— START —

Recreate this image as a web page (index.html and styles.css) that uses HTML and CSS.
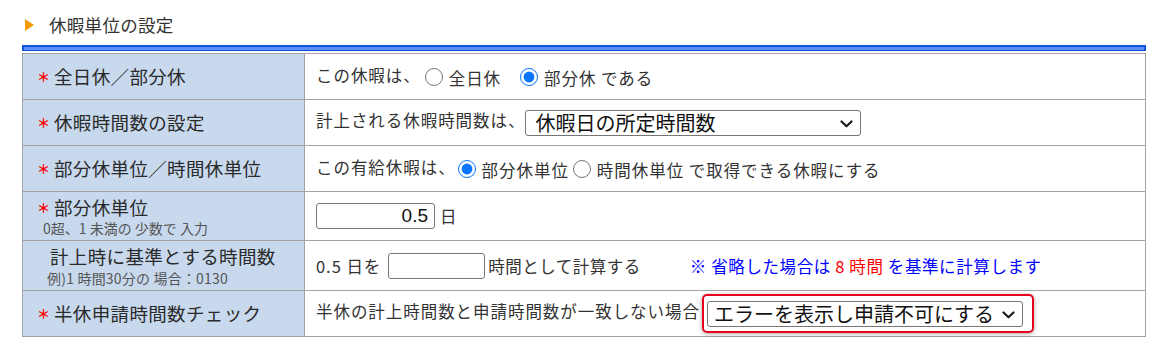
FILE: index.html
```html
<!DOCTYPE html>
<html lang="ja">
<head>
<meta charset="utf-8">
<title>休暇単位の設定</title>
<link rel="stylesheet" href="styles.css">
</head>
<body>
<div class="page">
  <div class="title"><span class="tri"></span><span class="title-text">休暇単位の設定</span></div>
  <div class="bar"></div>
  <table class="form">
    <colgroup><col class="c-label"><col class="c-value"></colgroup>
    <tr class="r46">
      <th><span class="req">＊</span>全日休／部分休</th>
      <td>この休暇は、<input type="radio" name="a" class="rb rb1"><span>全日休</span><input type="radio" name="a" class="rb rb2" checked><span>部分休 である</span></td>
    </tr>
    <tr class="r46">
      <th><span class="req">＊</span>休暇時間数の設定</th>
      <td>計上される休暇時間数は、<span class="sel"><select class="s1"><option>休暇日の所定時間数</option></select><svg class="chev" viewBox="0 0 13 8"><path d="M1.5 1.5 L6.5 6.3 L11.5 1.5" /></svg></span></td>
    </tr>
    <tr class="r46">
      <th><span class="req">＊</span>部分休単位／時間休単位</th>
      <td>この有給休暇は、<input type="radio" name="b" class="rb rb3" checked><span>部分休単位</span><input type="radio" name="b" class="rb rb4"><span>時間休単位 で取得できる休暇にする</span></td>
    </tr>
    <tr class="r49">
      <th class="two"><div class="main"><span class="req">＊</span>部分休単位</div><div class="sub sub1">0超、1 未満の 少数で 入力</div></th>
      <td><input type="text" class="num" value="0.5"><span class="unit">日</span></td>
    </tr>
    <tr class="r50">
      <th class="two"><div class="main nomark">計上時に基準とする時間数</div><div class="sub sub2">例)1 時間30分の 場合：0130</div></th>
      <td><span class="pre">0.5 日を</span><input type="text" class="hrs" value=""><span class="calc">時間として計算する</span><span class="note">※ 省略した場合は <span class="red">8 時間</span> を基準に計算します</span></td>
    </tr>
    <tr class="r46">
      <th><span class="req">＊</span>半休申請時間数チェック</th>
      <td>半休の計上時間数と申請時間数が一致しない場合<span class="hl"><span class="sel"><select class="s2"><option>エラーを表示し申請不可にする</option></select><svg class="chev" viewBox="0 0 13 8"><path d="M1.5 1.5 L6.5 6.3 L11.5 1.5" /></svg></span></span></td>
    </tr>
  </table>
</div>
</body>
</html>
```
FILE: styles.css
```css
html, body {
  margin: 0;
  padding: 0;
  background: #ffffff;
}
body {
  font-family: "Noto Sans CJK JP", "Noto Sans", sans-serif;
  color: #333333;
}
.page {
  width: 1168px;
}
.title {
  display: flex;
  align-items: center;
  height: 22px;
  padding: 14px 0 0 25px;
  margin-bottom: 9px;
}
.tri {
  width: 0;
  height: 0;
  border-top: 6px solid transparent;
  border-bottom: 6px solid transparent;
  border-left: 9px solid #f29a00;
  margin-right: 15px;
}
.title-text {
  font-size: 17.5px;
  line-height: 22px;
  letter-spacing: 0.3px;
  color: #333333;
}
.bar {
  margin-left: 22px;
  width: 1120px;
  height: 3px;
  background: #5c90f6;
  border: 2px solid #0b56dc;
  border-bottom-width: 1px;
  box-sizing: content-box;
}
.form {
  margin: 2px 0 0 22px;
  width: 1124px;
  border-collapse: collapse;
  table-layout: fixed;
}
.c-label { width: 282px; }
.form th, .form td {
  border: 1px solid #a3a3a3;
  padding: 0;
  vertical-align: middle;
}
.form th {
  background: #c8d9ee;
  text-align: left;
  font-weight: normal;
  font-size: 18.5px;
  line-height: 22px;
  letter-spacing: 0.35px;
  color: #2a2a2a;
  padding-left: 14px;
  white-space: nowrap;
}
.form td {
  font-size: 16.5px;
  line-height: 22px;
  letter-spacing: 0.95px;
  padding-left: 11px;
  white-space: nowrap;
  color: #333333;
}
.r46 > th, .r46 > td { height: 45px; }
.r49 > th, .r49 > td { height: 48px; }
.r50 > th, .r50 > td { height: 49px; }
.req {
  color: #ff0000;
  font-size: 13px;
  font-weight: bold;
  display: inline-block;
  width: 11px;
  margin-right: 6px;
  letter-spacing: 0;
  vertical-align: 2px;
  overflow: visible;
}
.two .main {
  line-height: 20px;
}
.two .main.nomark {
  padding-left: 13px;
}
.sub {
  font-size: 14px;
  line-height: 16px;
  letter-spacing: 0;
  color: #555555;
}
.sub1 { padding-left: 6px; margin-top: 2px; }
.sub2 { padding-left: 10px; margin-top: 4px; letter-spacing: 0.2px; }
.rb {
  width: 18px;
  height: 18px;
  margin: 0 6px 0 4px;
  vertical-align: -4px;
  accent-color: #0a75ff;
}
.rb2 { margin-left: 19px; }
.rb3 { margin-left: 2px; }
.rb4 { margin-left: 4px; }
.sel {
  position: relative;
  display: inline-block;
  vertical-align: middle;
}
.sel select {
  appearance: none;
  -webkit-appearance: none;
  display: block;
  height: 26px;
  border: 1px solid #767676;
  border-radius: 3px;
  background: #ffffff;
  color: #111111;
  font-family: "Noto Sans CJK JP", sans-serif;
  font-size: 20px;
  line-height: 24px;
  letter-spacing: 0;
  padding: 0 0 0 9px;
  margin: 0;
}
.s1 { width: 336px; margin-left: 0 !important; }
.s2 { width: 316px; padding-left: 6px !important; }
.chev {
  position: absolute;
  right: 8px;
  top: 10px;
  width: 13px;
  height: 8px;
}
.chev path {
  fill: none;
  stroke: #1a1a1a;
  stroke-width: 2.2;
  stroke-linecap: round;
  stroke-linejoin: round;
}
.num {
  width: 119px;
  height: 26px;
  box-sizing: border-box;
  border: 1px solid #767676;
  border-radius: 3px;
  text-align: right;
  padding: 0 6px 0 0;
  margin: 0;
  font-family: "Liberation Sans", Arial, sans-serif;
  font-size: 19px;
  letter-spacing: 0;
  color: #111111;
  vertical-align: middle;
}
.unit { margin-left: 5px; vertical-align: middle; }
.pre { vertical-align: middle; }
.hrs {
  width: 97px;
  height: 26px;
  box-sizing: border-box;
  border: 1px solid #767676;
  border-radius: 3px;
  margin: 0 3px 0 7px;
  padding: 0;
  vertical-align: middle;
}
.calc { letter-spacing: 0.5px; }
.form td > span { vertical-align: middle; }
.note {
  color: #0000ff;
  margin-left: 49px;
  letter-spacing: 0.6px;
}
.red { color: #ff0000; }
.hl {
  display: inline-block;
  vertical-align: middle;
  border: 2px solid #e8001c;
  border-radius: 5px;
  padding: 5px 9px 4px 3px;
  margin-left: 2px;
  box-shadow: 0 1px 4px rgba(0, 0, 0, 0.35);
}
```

— END —

## Problem details
Each line of the data is to be duplicated exactly; pictures stay out of the copy.

## Expected output
Recreate this image as a web page (index.html and styles.css) that uses HTML and CSS.
FILE: index.html
```html
<!DOCTYPE html>
<html lang="ja">
<head>
<meta charset="utf-8">
<title>休暇単位の設定</title>
<link rel="stylesheet" href="styles.css">
</head>
<body>
<div class="page">
  <div class="title"><span class="tri"></span><span class="title-text">休暇単位の設定</span></div>
  <div class="bar"></div>
  <table class="form">
    <colgroup><col class="c-label"><col class="c-value"></colgroup>
    <tr class="r46">
      <th><span class="req">＊</span>全日休／部分休</th>
      <td>この休暇は、<input type="radio" name="a" class="rb rb1"><span>全日休</span><input type="radio" name="a" class="rb rb2" checked><span>部分休 である</span></td>
    </tr>
    <tr class="r46">
      <th><span class="req">＊</span>休暇時間数の設定</th>
      <td>計上される休暇時間数は、<span class="sel"><select class="s1"><option>休暇日の所定時間数</option></select><svg class="chev" viewBox="0 0 13 8"><path d="M1.5 1.5 L6.5 6.3 L11.5 1.5" /></svg></span></td>
    </tr>
    <tr class="r46">
      <th><span class="req">＊</span>部分休単位／時間休単位</th>
      <td>この有給休暇は、<input type="radio" name="b" class="rb rb3" checked><span>部分休単位</span><input type="radio" name="b" class="rb rb4"><span>時間休単位 で取得できる休暇にする</span></td>
    </tr>
    <tr class="r49">
      <th class="two"><div class="main"><span class="req">＊</span>部分休単位</div><div class="sub sub1">0超、1 未満の 少数で 入力</div></th>
      <td><input type="text" class="num" value="0.5"><span class="unit">日</span></td>
    </tr>
    <tr class="r50">
      <th class="two"><div class="main nomark">計上時に基準とする時間数</div><div class="sub sub2">例)1 時間30分の 場合：0130</div></th>
      <td><span class="pre">0.5 日を</span><input type="text" class="hrs" value=""><span class="calc">時間として計算する</span><span class="note">※ 省略した場合は <span class="red">8 時間</span> を基準に計算します</span></td>
    </tr>
    <tr class="r46">
      <th><span class="req">＊</span>半休申請時間数チェック</th>
      <td>半休の計上時間数と申請時間数が一致しない場合<span class="hl"><span class="sel"><select class="s2"><option>エラーを表示し申請不可にする</option></select><svg class="chev" viewBox="0 0 13 8"><path d="M1.5 1.5 L6.5 6.3 L11.5 1.5" /></svg></span></span></td>
    </tr>
  </table>
</div>
</body>
</html>
```
FILE: styles.css
```css
html, body {
  margin: 0;
  padding: 0;
  background: #ffffff;
}
body {
  font-family: "Noto Sans CJK JP", "Noto Sans", sans-serif;
  color: #333333;
}
.page {
  width: 1168px;
}
.title {
  display: flex;
  align-items: center;
  height: 22px;
  padding: 14px 0 0 25px;
  margin-bottom: 9px;
}
.tri {
  width: 0;
  height: 0;
  border-top: 6px solid transparent;
  border-bottom: 6px solid transparent;
  border-left: 9px solid #f29a00;
  margin-right: 15px;
}
.title-text {
  font-size: 17.5px;
  line-height: 22px;
  letter-spacing: 0.3px;
  color: #333333;
}
.bar {
  margin-left: 22px;
  width: 1120px;
  height: 3px;
  background: #5c90f6;
  border: 2px solid #0b56dc;
  border-bottom-width: 1px;
  box-sizing: content-box;
}
.form {
  margin: 2px 0 0 22px;
  width: 1124px;
  border-collapse: collapse;
  table-layout: fixed;
}
.c-label { width: 282px; }
.form th, .form td {
  border: 1px solid #a3a3a3;
  padding: 0;
  vertical-align: middle;
}
.form th {
  background: #c8d9ee;
  text-align: left;
  font-weight: normal;
  font-size: 18.5px;
  line-height: 22px;
  letter-spacing: 0.35px;
  color: #2a2a2a;
  padding-left: 14px;
  white-space: nowrap;
}
.form td {
  font-size: 16.5px;
  line-height: 22px;
  letter-spacing: 0.95px;
  padding-left: 11px;
  white-space: nowrap;
  color: #333333;
}
.r46 > th, .r46 > td { height: 45px; }
.r49 > th, .r49 > td { height: 48px; }
.r50 > th, .r50 > td { height: 49px; }
.req {
  color: #ff0000;
  font-size: 13px;
  font-weight: bold;
  display: inline-block;
  width: 11px;
  margin-right: 6px;
  letter-spacing: 0;
  vertical-align: 2px;
  overflow: visible;
}
.two .main {
  line-height: 20px;
}
.two .main.nomark {
  padding-left: 13px;
}
.sub {
  font-size: 14px;
  line-height: 16px;
  letter-spacing: 0;
  color: #555555;
}
.sub1 { padding-left: 6px; margin-top: 2px; }
.sub2 { padding-left: 10px; margin-top: 4px; letter-spacing: 0.2px; }
.rb {
  width: 18px;
  height: 18px;
  margin: 0 6px 0 4px;
  vertical-align: -4px;
  accent-color: #0a75ff;
}
.rb2 { margin-left: 19px; }
.rb3 { margin-left: 2px; }
.rb4 { margin-left: 4px; }
.sel {
  position: relative;
  display: inline-block;
  vertical-align: middle;
}
.sel select {
  appearance: none;
  -webkit-appearance: none;
  display: block;
  height: 26px;
  border: 1px solid #767676;
  border-radius: 3px;
  background: #ffffff;
  color: #111111;
  font-family: "Noto Sans CJK JP", sans-serif;
  font-size: 20px;
  line-height: 24px;
  letter-spacing: 0;
  padding: 0 0 0 9px;
  margin: 0;
}
.s1 { width: 336px; margin-left: 0 !important; }
.s2 { width: 316px; padding-left: 6px !important; }
.chev {
  position: absolute;
  right: 8px;
  top: 10px;
  width: 13px;
  height: 8px;
}
.chev path {
  fill: none;
  stroke: #1a1a1a;
  stroke-width: 2.2;
  stroke-linecap: round;
  stroke-linejoin: round;
}
.num {
  width: 119px;
  height: 26px;
  box-sizing: border-box;
  border: 1px solid #767676;
  border-radius: 3px;
  text-align: right;
  padding: 0 6px 0 0;
  margin: 0;
  font-family: "Liberation Sans", Arial, sans-serif;
  font-size: 19px;
  letter-spacing: 0;
  color: #111111;
  vertical-align: middle;
}
.unit { margin-left: 5px; vertical-align: middle; }
.pre { vertical-align: middle; }
.hrs {
  width: 97px;
  height: 26px;
  box-sizing: border-box;
  border: 1px solid #767676;
  border-radius: 3px;
  margin: 0 3px 0 7px;
  padding: 0;
  vertical-align: middle;
}
.calc { letter-spacing: 0.5px; }
.form td > span { vertical-align: middle; }
.note {
  color: #0000ff;
  margin-left: 49px;
  letter-spacing: 0.6px;
}
.red { color: #ff0000; }
.hl {
  display: inline-block;
  vertical-align: middle;
  border: 2px solid #e8001c;
  border-radius: 5px;
  padding: 5px 9px 4px 3px;
  margin-left: 2px;
  box-shadow: 0 1px 4px rgba(0, 0, 0, 0.35);
}
```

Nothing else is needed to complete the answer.